Check every line of the entries for "page", and copy the lines that hold it.

:: EXERCISE INPUT ::
-.-.-

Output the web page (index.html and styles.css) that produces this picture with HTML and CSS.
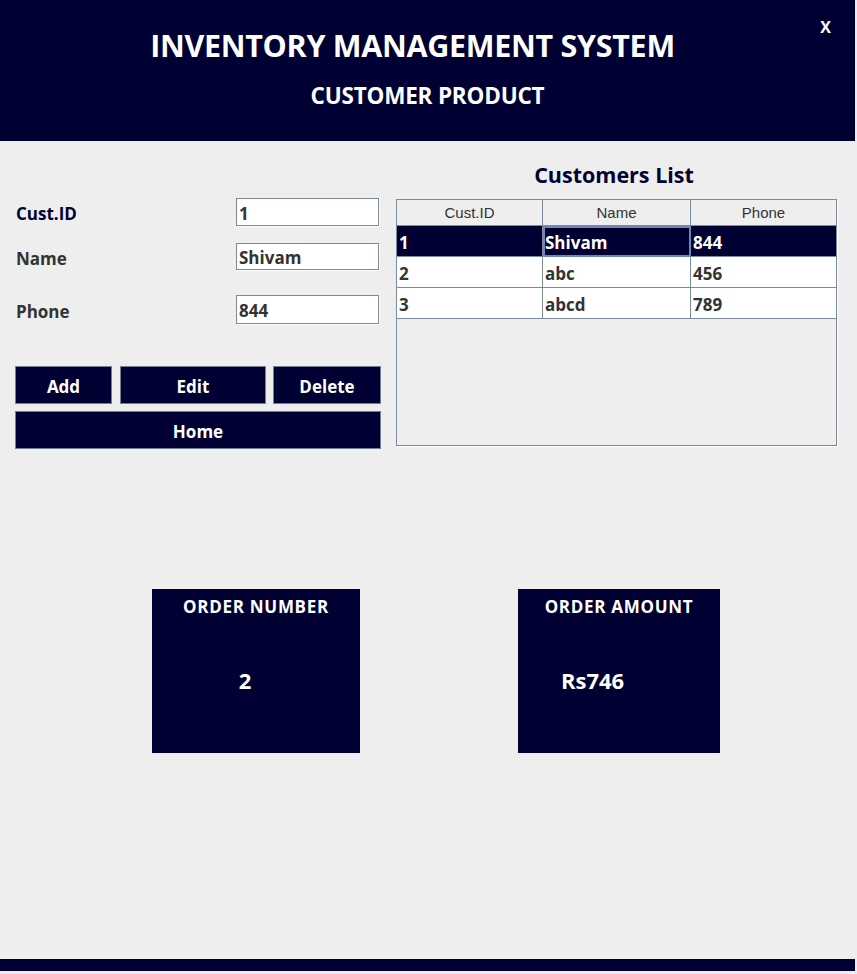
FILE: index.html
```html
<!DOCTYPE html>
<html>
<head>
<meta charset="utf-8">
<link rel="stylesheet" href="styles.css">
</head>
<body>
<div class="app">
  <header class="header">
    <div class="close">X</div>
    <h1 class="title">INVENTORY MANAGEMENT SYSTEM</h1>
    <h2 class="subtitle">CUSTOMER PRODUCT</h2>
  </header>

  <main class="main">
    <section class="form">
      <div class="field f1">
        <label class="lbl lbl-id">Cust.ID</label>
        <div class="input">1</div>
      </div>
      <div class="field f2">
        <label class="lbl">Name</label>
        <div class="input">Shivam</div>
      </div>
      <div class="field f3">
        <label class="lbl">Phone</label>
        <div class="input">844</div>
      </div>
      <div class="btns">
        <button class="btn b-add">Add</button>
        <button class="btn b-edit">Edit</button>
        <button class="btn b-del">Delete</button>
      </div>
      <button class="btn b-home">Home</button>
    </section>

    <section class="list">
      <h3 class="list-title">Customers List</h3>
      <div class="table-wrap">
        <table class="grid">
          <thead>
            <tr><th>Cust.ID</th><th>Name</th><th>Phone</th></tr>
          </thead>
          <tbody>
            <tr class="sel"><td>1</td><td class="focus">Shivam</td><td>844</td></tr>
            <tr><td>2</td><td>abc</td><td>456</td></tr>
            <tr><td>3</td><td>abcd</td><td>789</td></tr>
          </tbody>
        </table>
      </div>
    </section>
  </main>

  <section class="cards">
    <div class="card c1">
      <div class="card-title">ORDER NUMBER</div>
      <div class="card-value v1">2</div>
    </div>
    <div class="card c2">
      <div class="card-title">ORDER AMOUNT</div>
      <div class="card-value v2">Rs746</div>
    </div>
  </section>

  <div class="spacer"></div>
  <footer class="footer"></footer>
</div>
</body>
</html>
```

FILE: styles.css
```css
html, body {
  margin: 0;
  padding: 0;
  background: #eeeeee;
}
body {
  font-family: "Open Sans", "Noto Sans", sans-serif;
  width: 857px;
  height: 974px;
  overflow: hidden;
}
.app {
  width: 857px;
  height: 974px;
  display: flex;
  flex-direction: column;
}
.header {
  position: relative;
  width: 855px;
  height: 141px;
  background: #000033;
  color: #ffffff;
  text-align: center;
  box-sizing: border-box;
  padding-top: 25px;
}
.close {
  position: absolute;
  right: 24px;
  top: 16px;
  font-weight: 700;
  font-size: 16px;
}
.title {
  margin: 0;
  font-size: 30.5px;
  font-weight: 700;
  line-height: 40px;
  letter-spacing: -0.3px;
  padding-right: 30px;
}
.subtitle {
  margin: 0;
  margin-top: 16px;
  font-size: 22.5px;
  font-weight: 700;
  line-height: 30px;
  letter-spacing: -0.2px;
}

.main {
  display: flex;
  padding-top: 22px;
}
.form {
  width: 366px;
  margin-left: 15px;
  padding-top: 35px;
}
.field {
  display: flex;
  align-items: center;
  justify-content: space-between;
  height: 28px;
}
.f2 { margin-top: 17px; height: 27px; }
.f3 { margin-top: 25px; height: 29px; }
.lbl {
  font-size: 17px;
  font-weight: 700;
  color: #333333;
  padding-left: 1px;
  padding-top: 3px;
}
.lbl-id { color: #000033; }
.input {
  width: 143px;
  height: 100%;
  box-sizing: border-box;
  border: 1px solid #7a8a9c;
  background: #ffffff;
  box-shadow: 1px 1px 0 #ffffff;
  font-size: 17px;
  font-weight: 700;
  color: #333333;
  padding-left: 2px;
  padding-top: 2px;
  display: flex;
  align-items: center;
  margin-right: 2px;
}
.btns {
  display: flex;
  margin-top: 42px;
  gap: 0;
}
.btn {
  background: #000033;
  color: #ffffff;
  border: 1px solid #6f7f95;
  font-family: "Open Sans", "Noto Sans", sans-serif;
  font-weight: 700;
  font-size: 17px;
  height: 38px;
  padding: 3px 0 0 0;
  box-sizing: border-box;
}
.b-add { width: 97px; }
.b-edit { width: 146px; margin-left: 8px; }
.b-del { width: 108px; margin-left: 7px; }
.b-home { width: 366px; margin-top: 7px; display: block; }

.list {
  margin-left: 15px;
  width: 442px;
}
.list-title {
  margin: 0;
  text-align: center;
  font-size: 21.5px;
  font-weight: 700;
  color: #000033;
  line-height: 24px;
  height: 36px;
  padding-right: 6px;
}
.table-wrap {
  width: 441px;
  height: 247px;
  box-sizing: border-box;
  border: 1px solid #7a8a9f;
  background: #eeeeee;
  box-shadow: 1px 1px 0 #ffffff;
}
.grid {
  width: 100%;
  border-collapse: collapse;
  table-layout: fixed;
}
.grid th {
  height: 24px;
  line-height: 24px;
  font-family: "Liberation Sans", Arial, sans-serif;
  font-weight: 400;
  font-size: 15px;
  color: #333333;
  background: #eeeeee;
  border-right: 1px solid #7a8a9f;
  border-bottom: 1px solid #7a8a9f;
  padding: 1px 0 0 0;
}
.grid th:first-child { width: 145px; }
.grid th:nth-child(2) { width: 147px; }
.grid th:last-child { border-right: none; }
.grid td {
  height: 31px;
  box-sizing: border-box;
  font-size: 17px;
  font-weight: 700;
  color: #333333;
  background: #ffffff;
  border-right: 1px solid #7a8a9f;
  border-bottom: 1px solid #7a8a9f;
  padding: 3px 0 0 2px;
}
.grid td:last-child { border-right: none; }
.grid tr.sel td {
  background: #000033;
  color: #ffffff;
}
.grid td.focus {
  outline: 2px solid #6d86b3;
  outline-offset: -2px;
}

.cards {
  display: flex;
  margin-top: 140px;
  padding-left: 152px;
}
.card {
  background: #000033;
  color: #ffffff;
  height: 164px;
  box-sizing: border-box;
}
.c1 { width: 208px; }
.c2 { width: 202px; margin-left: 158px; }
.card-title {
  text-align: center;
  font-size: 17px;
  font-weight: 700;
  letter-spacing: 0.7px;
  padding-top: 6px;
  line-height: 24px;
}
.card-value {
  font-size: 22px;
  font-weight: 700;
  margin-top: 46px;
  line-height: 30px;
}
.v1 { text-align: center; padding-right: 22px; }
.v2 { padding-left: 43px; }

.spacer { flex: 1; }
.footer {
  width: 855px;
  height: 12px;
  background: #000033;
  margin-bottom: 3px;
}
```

-.-.-

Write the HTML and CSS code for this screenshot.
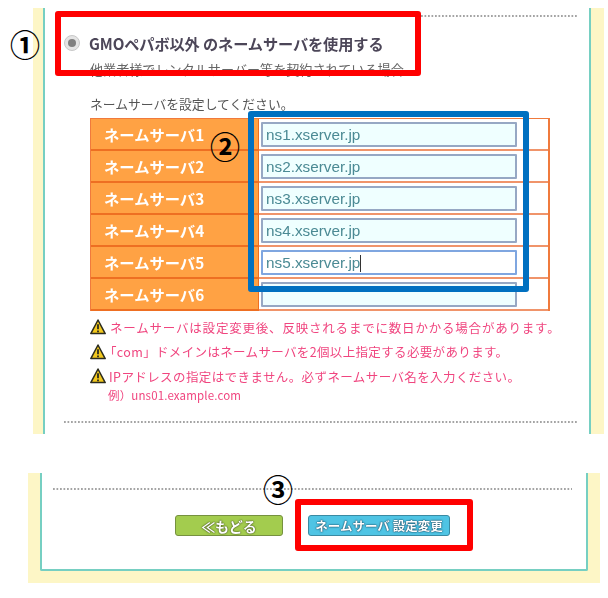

-.-.-

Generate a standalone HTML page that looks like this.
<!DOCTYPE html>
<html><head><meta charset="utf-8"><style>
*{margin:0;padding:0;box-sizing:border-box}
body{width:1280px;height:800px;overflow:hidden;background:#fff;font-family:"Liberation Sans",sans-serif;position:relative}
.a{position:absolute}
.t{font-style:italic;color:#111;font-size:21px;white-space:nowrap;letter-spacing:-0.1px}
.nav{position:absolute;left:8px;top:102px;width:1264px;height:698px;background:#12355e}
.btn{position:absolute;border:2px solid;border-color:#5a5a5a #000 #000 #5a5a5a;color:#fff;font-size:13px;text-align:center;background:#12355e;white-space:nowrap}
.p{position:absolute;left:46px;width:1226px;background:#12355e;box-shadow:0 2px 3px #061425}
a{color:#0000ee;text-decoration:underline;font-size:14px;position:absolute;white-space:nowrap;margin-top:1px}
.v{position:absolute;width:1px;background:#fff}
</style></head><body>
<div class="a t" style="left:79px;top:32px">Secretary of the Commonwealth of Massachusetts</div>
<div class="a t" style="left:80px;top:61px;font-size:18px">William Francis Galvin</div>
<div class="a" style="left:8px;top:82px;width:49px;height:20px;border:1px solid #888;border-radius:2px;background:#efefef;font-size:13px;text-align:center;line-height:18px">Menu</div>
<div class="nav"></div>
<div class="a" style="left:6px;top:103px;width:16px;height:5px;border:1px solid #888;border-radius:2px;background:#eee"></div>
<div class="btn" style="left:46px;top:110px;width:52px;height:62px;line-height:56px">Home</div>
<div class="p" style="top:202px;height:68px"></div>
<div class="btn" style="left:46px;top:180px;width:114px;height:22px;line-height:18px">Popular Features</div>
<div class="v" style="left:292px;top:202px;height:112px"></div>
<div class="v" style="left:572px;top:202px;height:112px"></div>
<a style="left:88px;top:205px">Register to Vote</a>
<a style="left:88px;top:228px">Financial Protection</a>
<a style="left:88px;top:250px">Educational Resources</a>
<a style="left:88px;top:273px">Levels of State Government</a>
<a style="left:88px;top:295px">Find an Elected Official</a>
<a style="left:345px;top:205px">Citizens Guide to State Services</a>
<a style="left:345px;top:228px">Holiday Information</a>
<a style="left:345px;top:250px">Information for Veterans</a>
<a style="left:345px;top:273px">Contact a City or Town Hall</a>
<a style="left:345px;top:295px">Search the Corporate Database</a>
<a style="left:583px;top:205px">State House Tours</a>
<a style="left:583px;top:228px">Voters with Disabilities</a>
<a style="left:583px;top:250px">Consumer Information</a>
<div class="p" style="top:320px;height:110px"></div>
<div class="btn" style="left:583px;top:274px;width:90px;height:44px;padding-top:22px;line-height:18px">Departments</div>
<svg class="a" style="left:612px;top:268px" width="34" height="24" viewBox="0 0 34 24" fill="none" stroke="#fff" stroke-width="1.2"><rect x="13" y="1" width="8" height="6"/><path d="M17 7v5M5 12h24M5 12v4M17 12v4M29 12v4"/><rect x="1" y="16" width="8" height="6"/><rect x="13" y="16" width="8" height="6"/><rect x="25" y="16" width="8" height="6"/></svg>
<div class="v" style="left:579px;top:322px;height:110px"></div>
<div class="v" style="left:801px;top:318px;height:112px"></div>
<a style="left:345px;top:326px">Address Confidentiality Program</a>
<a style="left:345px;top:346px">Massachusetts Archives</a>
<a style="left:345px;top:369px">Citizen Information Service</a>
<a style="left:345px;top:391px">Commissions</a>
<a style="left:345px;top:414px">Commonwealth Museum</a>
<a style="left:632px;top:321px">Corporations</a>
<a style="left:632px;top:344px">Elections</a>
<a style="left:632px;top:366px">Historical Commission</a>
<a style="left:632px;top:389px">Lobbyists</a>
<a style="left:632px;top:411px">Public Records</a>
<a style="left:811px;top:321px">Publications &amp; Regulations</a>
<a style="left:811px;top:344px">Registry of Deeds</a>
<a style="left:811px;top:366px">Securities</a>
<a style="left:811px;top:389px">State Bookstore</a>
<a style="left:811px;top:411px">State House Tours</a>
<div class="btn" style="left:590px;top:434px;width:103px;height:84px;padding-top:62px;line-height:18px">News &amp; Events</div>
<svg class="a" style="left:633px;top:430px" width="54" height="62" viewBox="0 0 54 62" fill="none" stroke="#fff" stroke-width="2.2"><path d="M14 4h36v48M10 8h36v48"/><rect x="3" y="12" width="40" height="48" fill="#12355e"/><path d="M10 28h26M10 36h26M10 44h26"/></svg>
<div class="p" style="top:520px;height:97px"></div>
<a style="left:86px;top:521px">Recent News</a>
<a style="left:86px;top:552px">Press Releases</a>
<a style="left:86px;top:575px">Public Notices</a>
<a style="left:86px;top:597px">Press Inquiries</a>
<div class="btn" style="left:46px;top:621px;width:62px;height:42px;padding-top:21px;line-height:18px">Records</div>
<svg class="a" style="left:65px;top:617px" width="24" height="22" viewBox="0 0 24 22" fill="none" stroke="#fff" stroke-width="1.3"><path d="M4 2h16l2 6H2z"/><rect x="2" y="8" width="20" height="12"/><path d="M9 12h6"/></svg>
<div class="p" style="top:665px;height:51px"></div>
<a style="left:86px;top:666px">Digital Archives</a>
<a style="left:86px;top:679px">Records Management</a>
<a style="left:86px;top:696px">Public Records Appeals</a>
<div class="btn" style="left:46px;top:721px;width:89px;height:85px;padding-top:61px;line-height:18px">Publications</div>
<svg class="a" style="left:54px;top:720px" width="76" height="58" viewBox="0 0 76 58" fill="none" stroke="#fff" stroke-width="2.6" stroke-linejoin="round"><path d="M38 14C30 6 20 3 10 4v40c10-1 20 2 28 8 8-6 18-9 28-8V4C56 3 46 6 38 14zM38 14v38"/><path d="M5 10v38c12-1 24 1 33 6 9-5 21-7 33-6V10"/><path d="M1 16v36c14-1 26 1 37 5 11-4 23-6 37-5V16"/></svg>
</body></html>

-.-.-

:: RESPONSE TO THE TASK ::
Output the web page (index.html and styles.css) that produces this picture with HTML and CSS.
Generate a standalone HTML page that looks like this.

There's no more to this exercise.